TASK DIRECTIONS: Select and copy out every line in the records containing "that".

PROVIDED RECORDS:
▼

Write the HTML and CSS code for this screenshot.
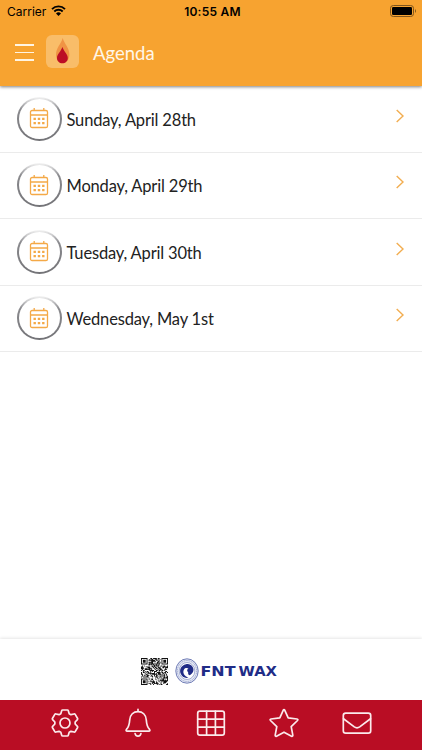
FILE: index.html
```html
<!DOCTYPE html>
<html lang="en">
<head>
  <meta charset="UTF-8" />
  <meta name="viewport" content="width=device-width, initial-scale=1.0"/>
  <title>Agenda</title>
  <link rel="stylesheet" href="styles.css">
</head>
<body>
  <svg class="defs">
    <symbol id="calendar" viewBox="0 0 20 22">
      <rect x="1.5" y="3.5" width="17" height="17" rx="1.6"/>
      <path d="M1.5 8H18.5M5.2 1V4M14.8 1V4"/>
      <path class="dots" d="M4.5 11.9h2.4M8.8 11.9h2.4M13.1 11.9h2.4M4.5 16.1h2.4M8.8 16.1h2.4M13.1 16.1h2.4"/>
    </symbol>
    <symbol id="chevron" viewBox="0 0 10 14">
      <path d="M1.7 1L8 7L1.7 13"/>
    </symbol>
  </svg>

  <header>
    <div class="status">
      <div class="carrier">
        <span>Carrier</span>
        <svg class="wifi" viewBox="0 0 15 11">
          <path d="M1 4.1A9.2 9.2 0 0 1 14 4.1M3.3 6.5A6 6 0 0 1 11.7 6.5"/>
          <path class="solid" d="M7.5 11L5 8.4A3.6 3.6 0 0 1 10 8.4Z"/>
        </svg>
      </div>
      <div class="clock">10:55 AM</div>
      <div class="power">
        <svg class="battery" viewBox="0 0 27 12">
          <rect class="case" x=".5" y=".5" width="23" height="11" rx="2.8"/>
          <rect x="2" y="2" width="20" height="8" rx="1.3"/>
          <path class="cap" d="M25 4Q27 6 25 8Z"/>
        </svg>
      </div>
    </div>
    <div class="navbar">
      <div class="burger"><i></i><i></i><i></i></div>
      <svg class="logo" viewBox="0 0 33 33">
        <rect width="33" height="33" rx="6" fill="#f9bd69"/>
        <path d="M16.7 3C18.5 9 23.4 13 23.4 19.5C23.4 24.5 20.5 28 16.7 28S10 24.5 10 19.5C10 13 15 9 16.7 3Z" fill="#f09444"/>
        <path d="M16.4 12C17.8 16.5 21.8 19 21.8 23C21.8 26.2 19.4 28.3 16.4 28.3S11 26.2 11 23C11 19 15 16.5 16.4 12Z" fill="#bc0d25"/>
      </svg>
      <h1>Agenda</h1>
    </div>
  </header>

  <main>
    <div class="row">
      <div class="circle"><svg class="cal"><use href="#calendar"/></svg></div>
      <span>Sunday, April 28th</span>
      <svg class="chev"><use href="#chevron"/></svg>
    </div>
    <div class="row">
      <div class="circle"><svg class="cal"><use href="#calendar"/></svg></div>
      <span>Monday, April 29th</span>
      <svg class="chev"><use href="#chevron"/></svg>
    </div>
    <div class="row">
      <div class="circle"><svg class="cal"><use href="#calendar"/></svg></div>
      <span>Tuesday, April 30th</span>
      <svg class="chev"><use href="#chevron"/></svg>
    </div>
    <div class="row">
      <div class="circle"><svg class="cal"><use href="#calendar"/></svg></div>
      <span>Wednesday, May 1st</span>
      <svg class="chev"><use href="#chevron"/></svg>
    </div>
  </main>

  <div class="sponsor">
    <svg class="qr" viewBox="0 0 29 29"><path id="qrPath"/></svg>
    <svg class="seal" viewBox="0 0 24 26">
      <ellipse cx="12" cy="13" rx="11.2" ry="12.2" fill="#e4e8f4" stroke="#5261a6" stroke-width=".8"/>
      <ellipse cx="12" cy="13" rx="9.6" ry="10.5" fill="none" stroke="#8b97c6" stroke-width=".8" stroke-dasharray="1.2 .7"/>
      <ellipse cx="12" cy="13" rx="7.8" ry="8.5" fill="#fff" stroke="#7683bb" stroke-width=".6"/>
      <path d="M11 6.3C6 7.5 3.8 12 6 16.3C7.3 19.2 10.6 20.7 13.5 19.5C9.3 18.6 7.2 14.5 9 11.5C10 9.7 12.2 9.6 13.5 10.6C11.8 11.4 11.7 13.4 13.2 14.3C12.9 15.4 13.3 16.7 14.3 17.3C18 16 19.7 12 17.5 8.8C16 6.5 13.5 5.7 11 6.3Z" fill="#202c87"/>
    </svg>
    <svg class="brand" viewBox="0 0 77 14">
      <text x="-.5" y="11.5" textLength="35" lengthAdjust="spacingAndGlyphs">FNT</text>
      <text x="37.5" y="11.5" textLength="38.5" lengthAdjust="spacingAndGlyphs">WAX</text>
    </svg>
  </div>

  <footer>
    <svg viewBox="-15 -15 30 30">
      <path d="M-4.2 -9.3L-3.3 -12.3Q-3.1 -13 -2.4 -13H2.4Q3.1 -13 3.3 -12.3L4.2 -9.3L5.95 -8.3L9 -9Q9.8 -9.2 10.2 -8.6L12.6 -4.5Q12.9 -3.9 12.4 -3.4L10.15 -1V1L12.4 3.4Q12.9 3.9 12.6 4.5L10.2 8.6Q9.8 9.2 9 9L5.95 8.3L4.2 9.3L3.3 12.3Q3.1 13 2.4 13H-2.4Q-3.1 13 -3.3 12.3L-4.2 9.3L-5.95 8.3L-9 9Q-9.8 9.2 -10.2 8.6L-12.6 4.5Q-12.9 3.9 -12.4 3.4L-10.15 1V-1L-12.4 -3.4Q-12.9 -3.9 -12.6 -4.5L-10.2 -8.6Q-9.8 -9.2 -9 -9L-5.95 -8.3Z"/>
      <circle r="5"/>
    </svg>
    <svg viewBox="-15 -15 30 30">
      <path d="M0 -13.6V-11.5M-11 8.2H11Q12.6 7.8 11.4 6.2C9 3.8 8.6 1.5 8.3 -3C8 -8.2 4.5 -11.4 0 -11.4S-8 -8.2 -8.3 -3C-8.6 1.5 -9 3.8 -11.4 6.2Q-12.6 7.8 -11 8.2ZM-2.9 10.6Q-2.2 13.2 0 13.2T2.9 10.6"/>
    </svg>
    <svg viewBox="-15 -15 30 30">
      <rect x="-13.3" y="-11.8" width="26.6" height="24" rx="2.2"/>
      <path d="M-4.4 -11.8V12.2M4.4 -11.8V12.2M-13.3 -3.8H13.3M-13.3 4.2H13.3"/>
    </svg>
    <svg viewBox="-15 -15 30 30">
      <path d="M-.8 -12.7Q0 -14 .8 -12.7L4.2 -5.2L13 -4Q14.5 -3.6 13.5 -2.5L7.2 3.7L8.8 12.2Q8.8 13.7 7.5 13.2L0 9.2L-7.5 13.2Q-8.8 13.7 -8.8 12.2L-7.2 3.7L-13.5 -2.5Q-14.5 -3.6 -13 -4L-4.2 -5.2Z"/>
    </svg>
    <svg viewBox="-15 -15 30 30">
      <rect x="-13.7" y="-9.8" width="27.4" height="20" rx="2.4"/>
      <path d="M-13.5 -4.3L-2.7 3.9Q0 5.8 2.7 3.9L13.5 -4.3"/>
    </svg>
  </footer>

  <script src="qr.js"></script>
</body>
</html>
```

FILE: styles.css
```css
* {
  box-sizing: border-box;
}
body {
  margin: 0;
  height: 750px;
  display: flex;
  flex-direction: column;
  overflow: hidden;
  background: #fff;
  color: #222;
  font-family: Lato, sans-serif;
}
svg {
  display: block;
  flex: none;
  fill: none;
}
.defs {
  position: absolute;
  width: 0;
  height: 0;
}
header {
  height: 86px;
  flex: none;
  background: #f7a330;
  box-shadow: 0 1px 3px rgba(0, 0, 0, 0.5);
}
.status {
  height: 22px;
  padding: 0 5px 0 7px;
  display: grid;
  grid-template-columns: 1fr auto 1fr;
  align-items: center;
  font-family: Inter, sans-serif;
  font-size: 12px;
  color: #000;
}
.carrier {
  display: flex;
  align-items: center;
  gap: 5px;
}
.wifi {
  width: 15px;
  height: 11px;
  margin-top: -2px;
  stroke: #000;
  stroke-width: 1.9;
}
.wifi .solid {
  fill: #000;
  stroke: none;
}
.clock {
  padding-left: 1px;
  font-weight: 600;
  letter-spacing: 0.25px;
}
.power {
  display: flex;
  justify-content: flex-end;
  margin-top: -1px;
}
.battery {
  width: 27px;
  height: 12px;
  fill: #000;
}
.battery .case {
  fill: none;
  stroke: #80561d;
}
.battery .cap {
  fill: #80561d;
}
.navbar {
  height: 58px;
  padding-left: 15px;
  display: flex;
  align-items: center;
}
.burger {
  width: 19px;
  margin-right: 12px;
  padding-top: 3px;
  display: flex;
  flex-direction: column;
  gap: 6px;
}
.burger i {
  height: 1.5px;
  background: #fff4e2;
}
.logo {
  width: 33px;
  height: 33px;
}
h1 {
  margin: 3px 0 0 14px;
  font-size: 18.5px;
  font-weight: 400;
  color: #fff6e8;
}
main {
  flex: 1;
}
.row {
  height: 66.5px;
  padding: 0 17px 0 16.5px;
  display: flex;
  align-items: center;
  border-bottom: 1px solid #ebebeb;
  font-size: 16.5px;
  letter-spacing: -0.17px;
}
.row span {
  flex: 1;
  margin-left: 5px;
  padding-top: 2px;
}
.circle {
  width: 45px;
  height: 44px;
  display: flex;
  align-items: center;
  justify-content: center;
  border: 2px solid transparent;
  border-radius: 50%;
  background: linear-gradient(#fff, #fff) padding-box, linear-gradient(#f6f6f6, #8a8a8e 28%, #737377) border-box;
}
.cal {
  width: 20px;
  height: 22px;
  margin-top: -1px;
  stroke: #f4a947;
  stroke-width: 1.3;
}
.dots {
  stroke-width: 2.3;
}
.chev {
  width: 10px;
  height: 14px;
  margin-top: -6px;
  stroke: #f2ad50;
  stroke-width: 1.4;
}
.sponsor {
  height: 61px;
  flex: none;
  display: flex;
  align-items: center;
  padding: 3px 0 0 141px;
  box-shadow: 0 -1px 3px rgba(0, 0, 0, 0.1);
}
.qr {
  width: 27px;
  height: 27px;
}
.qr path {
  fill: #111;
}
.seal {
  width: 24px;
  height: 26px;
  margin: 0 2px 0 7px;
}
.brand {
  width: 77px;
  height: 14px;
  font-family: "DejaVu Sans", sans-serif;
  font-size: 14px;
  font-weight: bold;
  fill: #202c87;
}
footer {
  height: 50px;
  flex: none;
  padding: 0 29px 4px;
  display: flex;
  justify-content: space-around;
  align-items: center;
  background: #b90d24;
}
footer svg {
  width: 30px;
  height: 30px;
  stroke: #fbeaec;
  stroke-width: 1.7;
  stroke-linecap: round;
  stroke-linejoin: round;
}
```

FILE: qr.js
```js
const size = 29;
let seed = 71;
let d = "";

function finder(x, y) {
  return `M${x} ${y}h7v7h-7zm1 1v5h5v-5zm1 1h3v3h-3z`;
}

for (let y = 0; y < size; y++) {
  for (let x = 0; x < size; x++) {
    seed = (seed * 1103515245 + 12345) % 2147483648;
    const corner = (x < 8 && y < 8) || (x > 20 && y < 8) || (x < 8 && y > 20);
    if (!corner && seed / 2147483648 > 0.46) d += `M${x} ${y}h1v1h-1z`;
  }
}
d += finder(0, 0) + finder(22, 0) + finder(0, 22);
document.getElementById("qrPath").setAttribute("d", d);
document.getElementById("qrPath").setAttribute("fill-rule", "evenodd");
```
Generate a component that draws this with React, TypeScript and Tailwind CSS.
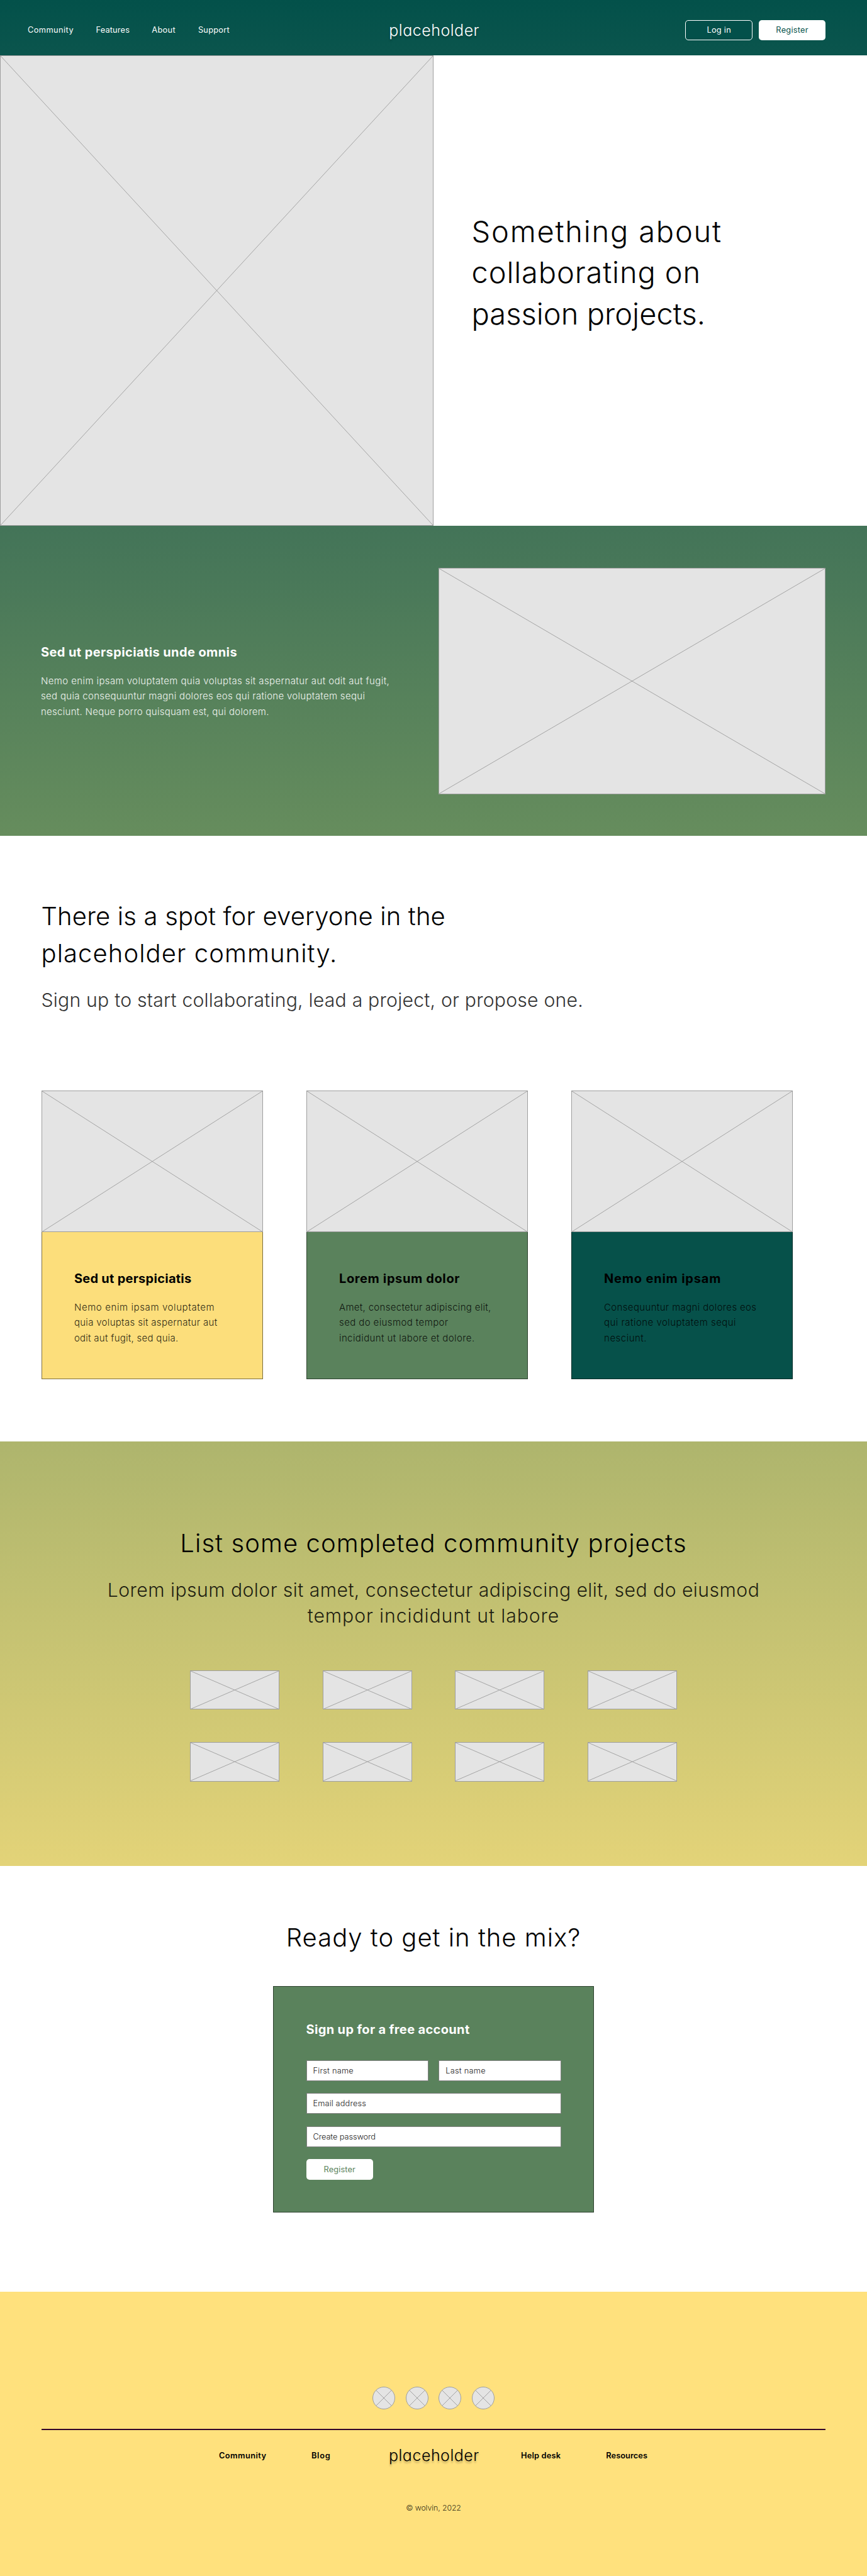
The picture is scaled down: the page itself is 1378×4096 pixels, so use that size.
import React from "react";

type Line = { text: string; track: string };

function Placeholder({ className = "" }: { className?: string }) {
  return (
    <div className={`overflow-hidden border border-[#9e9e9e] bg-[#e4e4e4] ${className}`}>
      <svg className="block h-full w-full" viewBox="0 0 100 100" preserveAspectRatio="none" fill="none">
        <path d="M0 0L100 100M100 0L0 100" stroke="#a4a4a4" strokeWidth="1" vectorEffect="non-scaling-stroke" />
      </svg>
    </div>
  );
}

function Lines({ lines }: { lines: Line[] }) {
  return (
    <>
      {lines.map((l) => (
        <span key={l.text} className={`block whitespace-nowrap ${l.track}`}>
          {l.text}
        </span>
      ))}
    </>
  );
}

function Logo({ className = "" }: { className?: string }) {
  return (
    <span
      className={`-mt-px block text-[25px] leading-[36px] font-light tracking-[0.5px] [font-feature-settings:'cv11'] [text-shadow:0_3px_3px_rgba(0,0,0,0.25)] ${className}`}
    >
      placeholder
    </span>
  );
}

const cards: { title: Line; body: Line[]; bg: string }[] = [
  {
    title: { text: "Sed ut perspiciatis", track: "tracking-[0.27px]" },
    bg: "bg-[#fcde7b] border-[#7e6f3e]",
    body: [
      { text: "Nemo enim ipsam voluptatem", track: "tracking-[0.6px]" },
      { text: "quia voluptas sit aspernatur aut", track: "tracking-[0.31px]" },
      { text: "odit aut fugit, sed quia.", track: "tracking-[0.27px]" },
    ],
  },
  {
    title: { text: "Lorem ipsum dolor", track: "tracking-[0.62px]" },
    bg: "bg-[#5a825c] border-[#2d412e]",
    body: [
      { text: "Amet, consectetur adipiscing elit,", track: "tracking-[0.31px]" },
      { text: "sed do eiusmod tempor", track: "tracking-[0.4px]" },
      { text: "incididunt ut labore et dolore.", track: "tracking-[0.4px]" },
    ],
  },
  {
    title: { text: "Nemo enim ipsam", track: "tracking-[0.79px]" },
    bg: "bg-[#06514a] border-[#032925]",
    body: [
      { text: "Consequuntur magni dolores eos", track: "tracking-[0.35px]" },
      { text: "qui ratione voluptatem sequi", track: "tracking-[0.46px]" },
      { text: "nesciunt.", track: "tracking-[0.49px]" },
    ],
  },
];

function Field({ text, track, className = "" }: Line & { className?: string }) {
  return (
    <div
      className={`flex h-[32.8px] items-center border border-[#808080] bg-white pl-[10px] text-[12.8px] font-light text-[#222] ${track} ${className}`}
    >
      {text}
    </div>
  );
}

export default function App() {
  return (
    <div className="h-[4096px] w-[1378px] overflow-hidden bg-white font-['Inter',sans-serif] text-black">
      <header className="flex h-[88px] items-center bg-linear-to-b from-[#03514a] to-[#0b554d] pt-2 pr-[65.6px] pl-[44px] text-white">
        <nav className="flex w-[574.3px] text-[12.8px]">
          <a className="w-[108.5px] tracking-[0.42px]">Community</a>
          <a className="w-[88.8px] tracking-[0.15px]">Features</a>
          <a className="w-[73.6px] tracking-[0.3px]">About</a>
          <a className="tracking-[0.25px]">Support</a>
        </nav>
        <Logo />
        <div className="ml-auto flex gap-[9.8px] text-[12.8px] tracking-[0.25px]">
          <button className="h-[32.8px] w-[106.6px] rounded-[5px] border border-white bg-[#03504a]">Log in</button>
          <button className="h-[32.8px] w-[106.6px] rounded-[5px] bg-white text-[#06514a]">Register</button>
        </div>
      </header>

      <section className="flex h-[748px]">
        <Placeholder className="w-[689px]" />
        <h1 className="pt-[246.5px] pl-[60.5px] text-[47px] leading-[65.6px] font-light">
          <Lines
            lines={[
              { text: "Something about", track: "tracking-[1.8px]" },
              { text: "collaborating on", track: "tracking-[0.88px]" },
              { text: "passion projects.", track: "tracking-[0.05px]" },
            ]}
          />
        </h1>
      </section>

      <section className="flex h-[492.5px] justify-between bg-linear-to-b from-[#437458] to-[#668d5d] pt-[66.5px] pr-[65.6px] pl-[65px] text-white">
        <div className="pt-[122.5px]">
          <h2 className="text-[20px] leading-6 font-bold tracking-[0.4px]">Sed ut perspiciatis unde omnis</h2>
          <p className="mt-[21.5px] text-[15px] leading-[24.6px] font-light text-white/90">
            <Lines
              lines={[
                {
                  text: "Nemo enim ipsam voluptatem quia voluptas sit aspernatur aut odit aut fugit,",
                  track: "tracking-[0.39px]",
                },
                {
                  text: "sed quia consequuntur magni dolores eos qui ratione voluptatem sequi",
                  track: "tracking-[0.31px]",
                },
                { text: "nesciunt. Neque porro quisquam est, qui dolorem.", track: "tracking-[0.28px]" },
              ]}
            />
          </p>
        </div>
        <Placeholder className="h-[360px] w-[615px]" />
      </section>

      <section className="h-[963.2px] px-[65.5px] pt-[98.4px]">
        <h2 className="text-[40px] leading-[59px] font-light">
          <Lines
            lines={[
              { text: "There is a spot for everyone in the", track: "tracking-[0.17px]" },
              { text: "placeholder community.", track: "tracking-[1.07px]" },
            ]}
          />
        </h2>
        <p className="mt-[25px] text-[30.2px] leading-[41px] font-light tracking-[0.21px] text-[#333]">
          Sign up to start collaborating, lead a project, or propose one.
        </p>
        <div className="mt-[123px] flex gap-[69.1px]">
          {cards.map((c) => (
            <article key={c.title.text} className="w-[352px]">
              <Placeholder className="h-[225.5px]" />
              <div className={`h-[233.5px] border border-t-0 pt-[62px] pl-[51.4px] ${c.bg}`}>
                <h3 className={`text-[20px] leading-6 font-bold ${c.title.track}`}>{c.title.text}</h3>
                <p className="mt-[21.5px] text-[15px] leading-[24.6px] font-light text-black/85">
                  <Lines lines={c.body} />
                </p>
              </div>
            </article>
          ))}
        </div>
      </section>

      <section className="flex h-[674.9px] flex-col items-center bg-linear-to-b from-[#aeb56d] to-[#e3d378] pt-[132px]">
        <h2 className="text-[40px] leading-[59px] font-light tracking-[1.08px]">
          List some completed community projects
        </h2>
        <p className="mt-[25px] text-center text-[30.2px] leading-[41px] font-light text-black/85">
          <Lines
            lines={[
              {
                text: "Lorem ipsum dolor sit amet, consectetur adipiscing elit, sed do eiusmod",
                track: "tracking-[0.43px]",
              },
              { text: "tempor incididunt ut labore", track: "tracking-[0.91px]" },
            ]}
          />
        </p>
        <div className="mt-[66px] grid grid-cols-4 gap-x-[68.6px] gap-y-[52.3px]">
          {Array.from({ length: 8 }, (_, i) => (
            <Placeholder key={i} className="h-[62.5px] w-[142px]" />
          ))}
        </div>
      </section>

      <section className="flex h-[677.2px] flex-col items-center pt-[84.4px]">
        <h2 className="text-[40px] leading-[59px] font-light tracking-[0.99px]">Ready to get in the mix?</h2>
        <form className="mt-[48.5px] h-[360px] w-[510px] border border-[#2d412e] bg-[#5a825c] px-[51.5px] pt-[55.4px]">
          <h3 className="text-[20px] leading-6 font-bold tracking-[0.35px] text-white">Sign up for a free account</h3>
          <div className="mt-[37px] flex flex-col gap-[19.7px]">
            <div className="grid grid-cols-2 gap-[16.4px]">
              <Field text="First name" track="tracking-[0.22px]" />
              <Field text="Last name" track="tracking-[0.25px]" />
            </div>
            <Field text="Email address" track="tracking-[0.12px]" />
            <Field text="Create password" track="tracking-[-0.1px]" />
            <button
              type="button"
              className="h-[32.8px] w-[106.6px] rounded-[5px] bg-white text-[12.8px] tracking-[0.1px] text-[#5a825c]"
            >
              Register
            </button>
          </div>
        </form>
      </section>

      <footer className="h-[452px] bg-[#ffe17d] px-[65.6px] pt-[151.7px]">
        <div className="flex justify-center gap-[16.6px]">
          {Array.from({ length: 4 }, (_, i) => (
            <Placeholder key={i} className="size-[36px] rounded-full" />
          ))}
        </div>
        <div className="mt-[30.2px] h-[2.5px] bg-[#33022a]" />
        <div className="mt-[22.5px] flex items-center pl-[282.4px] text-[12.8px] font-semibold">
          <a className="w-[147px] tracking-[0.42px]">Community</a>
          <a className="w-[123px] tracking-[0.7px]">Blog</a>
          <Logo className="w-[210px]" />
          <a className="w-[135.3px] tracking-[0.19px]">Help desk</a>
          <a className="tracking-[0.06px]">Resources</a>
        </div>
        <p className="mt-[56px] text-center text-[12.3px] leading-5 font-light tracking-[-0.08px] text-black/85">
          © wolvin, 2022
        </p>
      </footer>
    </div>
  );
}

▲

OUTPUT OF THE EXERCISE:
Generate a component that draws this with React, TypeScript and Tailwind CSS.
The picture is scaled down: the page itself is 1378×4096 pixels, so use that size.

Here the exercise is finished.